Variations régionales
Le phénomène est plus marqué avec le portugais européen. Le portugais brésilien, avec ses voyelles plus ouvertes et son articulation plus claire, présente un peu moins de difficultés pour les hispanophones, bien que l'asymétrie existe toujours.
• Pour les francophones : vous reconnaîtrez immédiatement les voyelles nasales, ce qui vous donne un avantage pour percevoir des sons qui échappent complètement aux hispanophones.
• Pour les non-initiés, qu'ils soient anglophones, francophones ou germanophones, le portugais peut de prime abord ressembler à « de l'espagnol parlé avec un accent russe », une observation commune qui capture en fait quelque chose d'essentiel sur sa phonologie :
• Pour les germanophones : les groupes consonantiques et les voyelles réduites pourraient sembler plus familiers qu'ils ne le seraient aux locuteurs de langues romanes, car l'allemand présente aussi des combinaisons de consonnes complexes et des réductions vocaliques.

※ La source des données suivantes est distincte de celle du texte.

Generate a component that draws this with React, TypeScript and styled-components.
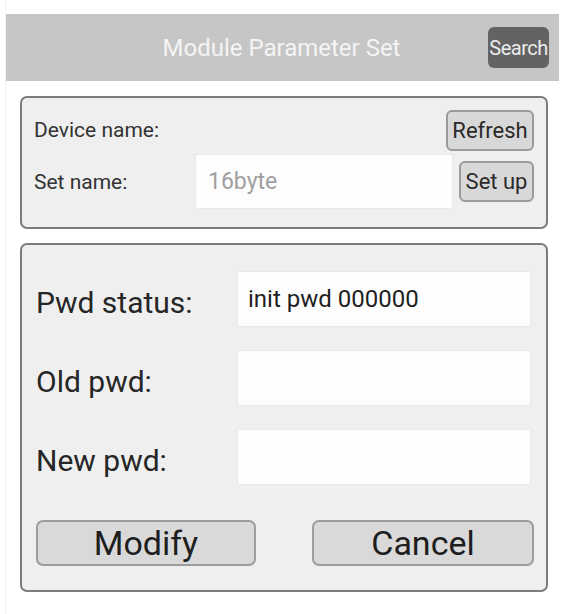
import React from "react";
import styled, { createGlobalStyle } from "styled-components";

const Global = createGlobalStyle`
  html, body { margin: 0; padding: 0; background: #ffffff; }
  body { font-family: Roboto, "Noto Sans", "Liberation Sans", sans-serif; }
`;

const Page = styled.div`
  height: 614px;
  box-sizing: border-box;
  padding-top: 14px;
  display: flex;
  flex-direction: column;
  background: #fff;
  border-left: 1px solid #f1f1f1;
  margin-left: 5px;
  width: 569px;
`;

const Header = styled.div`
  width: 553px;
  height: 67px;
  background: #c6c6c6;
  display: flex;
  align-items: center;
  justify-content: center;
  position: relative;
`;

const Title = styled.div`
  color: #f4f4f4;
  font-size: 24px;
  margin-right: 2px;
`;

const SearchButton = styled.div`
  position: absolute;
  right: 10px;
  top: 13px;
  width: 61px;
  height: 41px;
  border-radius: 6px;
  background: #636363;
  color: #ececec;
  font-size: 20px;
  display: flex;
  align-items: center;
  justify-content: center;
  letter-spacing: -0.5px;
`;

const Panel = styled.div<{ $top: number; $height: number }>`
  margin-top: ${(p) => p.$top}px;
  margin-left: 14px;
  width: 528px;
  height: ${(p) => p.$height}px;
  box-sizing: border-box;
  border: 2px solid #7c7c7c;
  border-radius: 7px;
  background: #efefef;
  display: flex;
  flex-direction: column;
`;

const TopRow = styled.div`
  display: flex;
  align-items: center;
  justify-content: space-between;
  padding: 12px 12px 0 12px;
  height: 40px;
`;

const NameRow = styled.div`
  display: flex;
  align-items: center;
  padding: 5px 12px 0 12px;
`;

const SmallLabel = styled.div<{ $width?: number }>`
  font-size: 21px;
  color: #333;
  width: ${(p) => (p.$width ? `${p.$width}px` : "auto")};
`;

const SmallButton = styled.div<{ $width: number }>`
  width: ${(p) => p.$width}px;
  height: 41px;
  box-sizing: border-box;
  border: 2px solid #9a9a9a;
  border-radius: 6px;
  background: #d8d8d8;
  color: #2a2a2a;
  font-size: 22px;
  display: flex;
  align-items: center;
  justify-content: center;
`;

const NameInput = styled.div`
  width: 256px;
  height: 53px;
  background: #fdfdfd;
  box-shadow: 0 0 0 1px #e9e9e9;
  color: #a0a0a0;
  font-size: 23px;
  display: flex;
  align-items: center;
  padding-left: 12px;
  box-sizing: border-box;
  margin-right: 7px;
`;

const PwdRows = styled.div`
  display: flex;
  flex-direction: column;
  gap: 25px;
  padding: 27px 16px 0 14px;
`;

const PwdRow = styled.div`
  display: flex;
  align-items: center;
`;

const BigLabel = styled.div`
  width: 202px;
  font-size: 30px;
  color: #262626;
  padding-top: 7px;
`;

const PwdInput = styled.div`
  width: 292px;
  height: 54px;
  background: #fdfdfd;
  box-shadow: 0 0 0 1px #e8e8e8;
  color: #1f1f1f;
  font-size: 24px;
  display: flex;
  align-items: center;
  padding-left: 10px;
  box-sizing: border-box;
`;

const ButtonRow = styled.div`
  display: flex;
  justify-content: space-between;
  padding: 36px 12px 0 14px;
`;

const BigButton = styled.div<{ $width: number }>`
  width: ${(p) => p.$width}px;
  height: 46px;
  box-sizing: border-box;
  border: 2px solid #9c9c9c;
  border-radius: 7px;
  background: #d9d9d9;
  color: #1e1e1e;
  font-size: 34px;
  display: flex;
  align-items: center;
  justify-content: center;
`;

export default function App() {
  return (
    <>
      <Global />
      <Page>
        <Header>
          <Title>Module Parameter Set</Title>
          <SearchButton>Search</SearchButton>
        </Header>
        <Panel $top={15} $height={133}>
          <TopRow>
            <SmallLabel>Device name:</SmallLabel>
            <SmallButton $width={88}>Refresh</SmallButton>
          </TopRow>
          <NameRow>
            <SmallLabel $width={162}>Set name:</SmallLabel>
            <NameInput>16byte</NameInput>
            <SmallButton $width={75}>Set up</SmallButton>
          </NameRow>
        </Panel>
        <Panel $top={14} $height={349}>
          <PwdRows>
            <PwdRow>
              <BigLabel>Pwd status:</BigLabel>
              <PwdInput>init pwd 000000</PwdInput>
            </PwdRow>
            <PwdRow>
              <BigLabel>Old pwd:</BigLabel>
              <PwdInput />
            </PwdRow>
            <PwdRow>
              <BigLabel>New pwd:</BigLabel>
              <PwdInput />
            </PwdRow>
          </PwdRows>
          <ButtonRow>
            <BigButton $width={220}>Modify</BigButton>
            <BigButton $width={222}>Cancel</BigButton>
          </ButtonRow>
        </Panel>
      </Page>
    </>
  );
}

• Pour les anglophones : les voyelles nasales pourraient vous rappeler le français, tandis que les sons “ch” et les voyelles réduites créent une sonorité slave inattendue.
Cette intelligibilité asymétrique révèle comment des langues étroitement liées peuvent diverger de manières fondamentales. Le portugais a conservé et développé des complexités phonologiques, probablement influencées par des substrats celtiques et un superstrat arabe durant la période maure, tandis que l'espagnol a subi différents processus de simplification.
Le résultat est deux langues qui partagent la plupart de leur vocabulaire et de leur grammaire mais ont divergé dramatiquement dans leurs systèmes sonores. Les lusophones peuvent donc « simplifier » leur langue pour s'aligner sur le système espagnol, mais l'inverse n'est pas aisé pour les hispanophones, qui peinent à intégrer les catégories phonologiques supplémentaires du portugais.